The rule: 'In NoSQL, the data model follows the queries — not the other way around. Start by listing every access pattern: (1) get user by ID, (2) get all orders for a user, (3) get order with items, (4) get recent orders across all users. Design the data shape to serve each pattern in a single query. If pattern 3 needs order + items in one query, embed items inside the order document. If pattern 4 needs a global index, create a GSI on created_at.'

For the modeling process: 'Step 1: list all access patterns with expected frequency and latency requirements. Step 2: group patterns that access related data. Step 3: design documents/items that serve each group in a single read. Step 4: identify patterns that require secondary indexes. Step 5: validate that no pattern requires a full table scan. This process is the opposite of relational design: relational starts with entities and normalizes; NoSQL starts with queries and denormalizes.'

AI generates: a users collection, an orders collection, and an items collection — three separate collections requiring three queries and application-level joins to display an order. In NoSQL: embed items inside the order document. One query returns the order with all its items. The data is duplicated (item names stored in both the catalog and the order) but the read is a single operation. Read optimization over write normalization.

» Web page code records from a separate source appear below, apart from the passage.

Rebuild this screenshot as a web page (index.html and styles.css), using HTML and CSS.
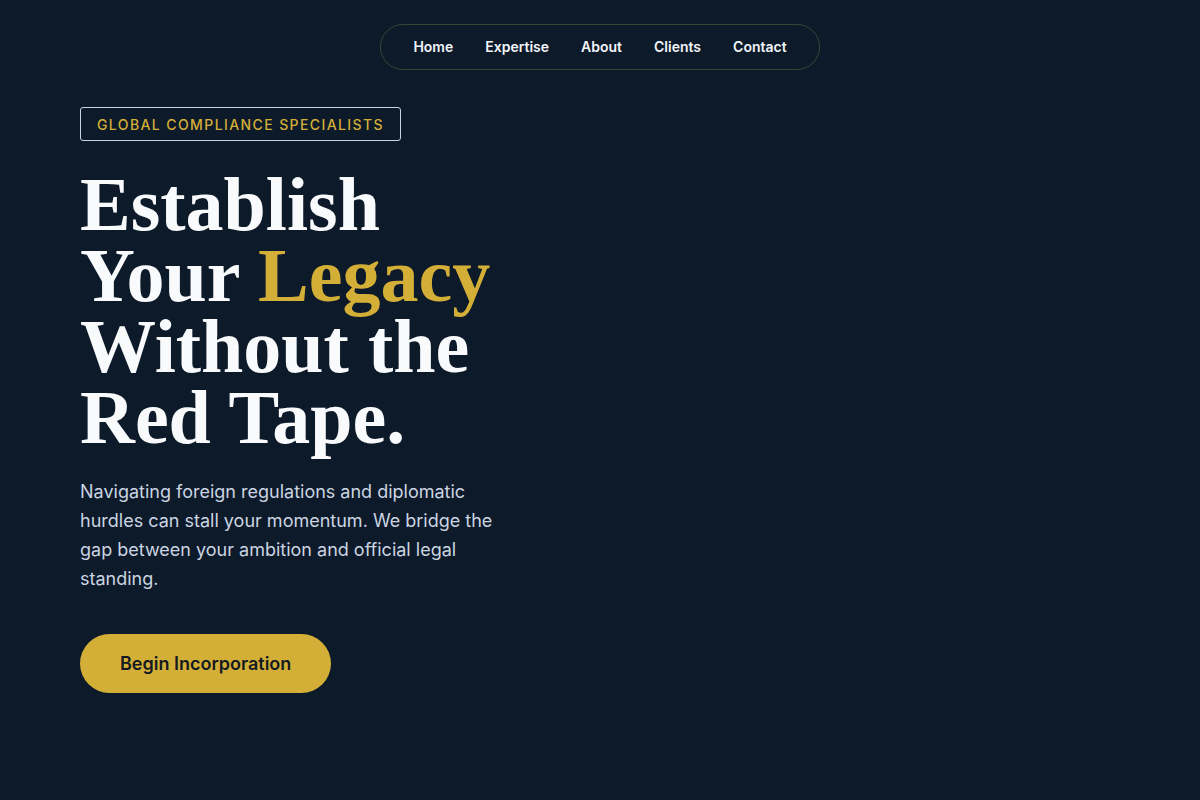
FILE: index.html
```html
<!DOCTYPE html>
<html lang="en">
<head>
<meta charset="utf-8">
<title>Global Compliance Specialists</title>
<link rel="stylesheet" href="styles.css">
</head>
<body>
<header class="top">
  <nav class="nav">
    <a href="#">Home</a>
    <a href="#">Expertise</a>
    <a href="#">About</a>
    <a href="#">Clients</a>
    <a href="#">Contact</a>
  </nav>
</header>
<main class="hero">
  <div class="badge">Global Compliance Specialists</div>
  <h1 class="title">Establish<br>Your <span class="gold">Legacy</span><br>Without the<br>Red Tape.</h1>
  <p class="lead">Navigating foreign regulations and diplomatic hurdles can stall your momentum. We bridge the gap between your ambition and official legal standing.</p>
  <a class="cta" href="#">Begin Incorporation</a>
</main>
</body>
</html>
```
FILE: styles.css
```css
* { box-sizing: border-box; }
html, body { margin: 0; padding: 0; }
body {
  background: #0d1a2a;
  color: #f8fafc;
  font-family: Inter, "Noto Sans", sans-serif;
  height: 800px;
  overflow: hidden;
}
.top {
  display: flex;
  justify-content: center;
  padding-top: 24px;
}
.nav {
  display: flex;
  gap: 32px;
  height: 46px;
  align-items: center;
  padding: 0 32px 2px;
  border: 1px solid #3a4536;
  border-radius: 999px;
}
.nav a {
  color: #f1f5f9;
  text-decoration: none;
  font-size: 14px;
  font-weight: 600;
}
.hero {
  padding: 37px 80px 0;
  display: flex;
  flex-direction: column;
  align-items: flex-start;
}
.badge {
  border: 1px solid #cbd5e1;
  border-radius: 3px;
  color: #d4af37;
  font-size: 14px;
  letter-spacing: 0.1em;
  text-transform: uppercase;
  padding: 0 16px;
  height: 34px;
  display: flex;
  align-items: center;
  font-weight: 500;
}
.title {
  margin: 28px 0 0;
  font-family: "Liberation Serif", "DejaVu Serif", serif;
  font-weight: 700;
  font-size: 76px;
  line-height: 71px;
  color: #f8fafc;
}
.gold { color: #d4af37; }
.lead {
  margin: 24px 0 0;
  max-width: 420px;
  font-size: 18px;
  line-height: 29px;
  color: #cbd5e1;
}
.cta {
  margin-top: 41px;
  background: #d4af37;
  color: #141a22;
  text-decoration: none;
  font-size: 18px;
  font-weight: 600;
  height: 59px;
  padding: 0 40px;
  border-radius: 999px;
  display: flex;
  align-items: center;
}
```
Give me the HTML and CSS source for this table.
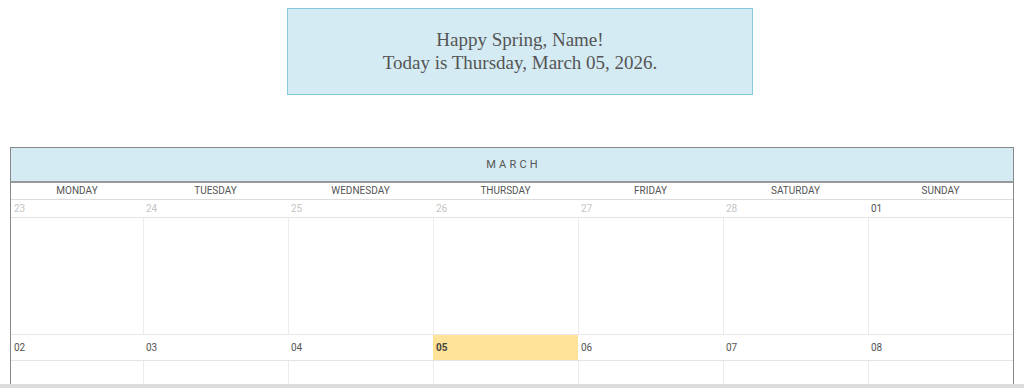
FILE: index.html
```html
<!DOCTYPE html>
<html lang="en">
<head>
<meta charset="utf-8">
<title>Calendar</title>
<link rel="stylesheet" href="styles.css">
</head>
<body>
<div class="banner">
  <p>Happy Spring, Name!</p>
  <p>Today is Thursday, March 05, 2026.</p>
</div>

<div class="calendar">
  <div class="month">MARCH</div>
  <div class="days">
    <div>MONDAY</div><div>TUESDAY</div><div>WEDNESDAY</div><div>THURSDAY</div><div>FRIDAY</div><div>SATURDAY</div><div>SUNDAY</div>
  </div>
  <div class="dates first">
    <div class="other">23</div><div class="other">24</div><div class="other">25</div><div class="other">26</div><div class="other">27</div><div class="other">28</div><div>01</div>
  </div>
  <div class="cells">
    <div></div><div></div><div></div><div></div><div></div><div></div><div></div>
  </div>
  <div class="dates second">
    <div>02</div><div>03</div><div>04</div><div class="today">05</div><div>06</div><div>07</div><div>08</div>
  </div>
  <div class="cells">
    <div></div><div></div><div></div><div></div><div></div><div></div><div></div>
  </div>
</div>
<div class="hscroll"></div>
</body>
</html>
```

FILE: styles.css
```css
html, body {
  margin: 0;
  padding: 0;
  background: #fff;
  overflow: hidden;
}

body {
  padding-top: 8px;
}

.banner {
  box-sizing: border-box;
  width: 466px;
  height: 87px;
  margin-left: 287px;
  background: #d4ebf3;
  border: 1px solid #86c9da;
  display: flex;
  flex-direction: column;
  justify-content: center;
  align-items: center;
  font-family: "Liberation Serif", "DejaVu Serif", serif;
  font-size: 19px;
  color: #555;
  line-height: 23px;
  padding-bottom: 1px;
}

.banner p {
  margin: 0;
}

.calendar {
  box-sizing: border-box;
  margin-top: 52px;
  margin-left: 10px;
  width: 1004px;
  border: 1px solid #888;
  border-bottom: none;
  font-family: Roboto, "Liberation Sans", sans-serif;
  color: #555;
}

.month {
  height: 33px;
  background: #d4ebf3;
  border-bottom: 2px solid #999;
  display: flex;
  align-items: center;
  justify-content: center;
  font-size: 11px;
  letter-spacing: 3.2px;
  padding-left: 3px;
}

.days, .dates, .cells {
  display: grid;
  grid-template-columns: 132px repeat(6, 145px);
}

.days {
  height: 16px;
  border-bottom: 1px solid #dcdcdc;
  font-size: 10px;
  line-height: 16px;
  text-align: center;
}

.dates {
  font-size: 10px;
  border-bottom: 1px solid #e4e4e4;
}

.dates div {
  padding-left: 3px;
  display: flex;
  align-items: center;
}

.dates.first {
  height: 17px;
}

.dates.second {
  height: 25px;
}

.dates .other {
  color: #c4c4c4;
}

.dates .today {
  background: #ffe398;
  font-weight: bold;
  color: #444;
}

.cells {
  height: 116px;
  border-bottom: 1px solid #e8e8e8;
}

.cells div + div {
  border-left: 1px solid #ececec;
}

.hscroll {
  position: fixed;
  left: 0;
  right: 0;
  bottom: 0;
  height: 4px;
  background: #dcdcdc;
}
```
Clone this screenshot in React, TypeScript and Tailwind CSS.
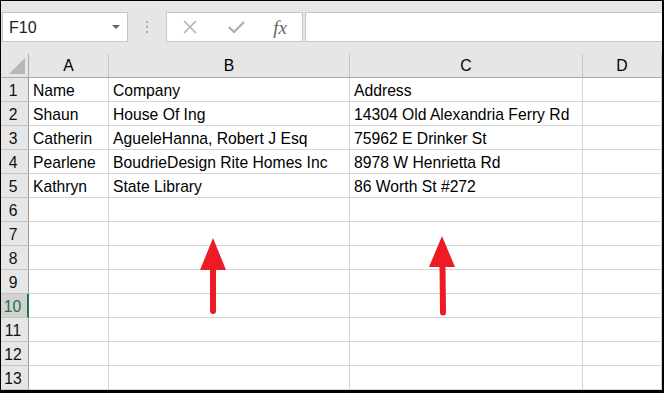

List all access patterns first — before designing any data structure
Design documents to serve each pattern in a single read operation
Embed related data: order contains items, user contains recent addresses
Secondary indexes for patterns that cross document boundaries
No pattern should require a full table/collection scan in production

💡 Queries First, Schema Second

Relational: design entities, normalize, then figure out queries. NoSQL: list every access pattern first, then design documents to serve each in a single read. The data model follows the queries — not the other way around. This inversion is the core paradigm shift.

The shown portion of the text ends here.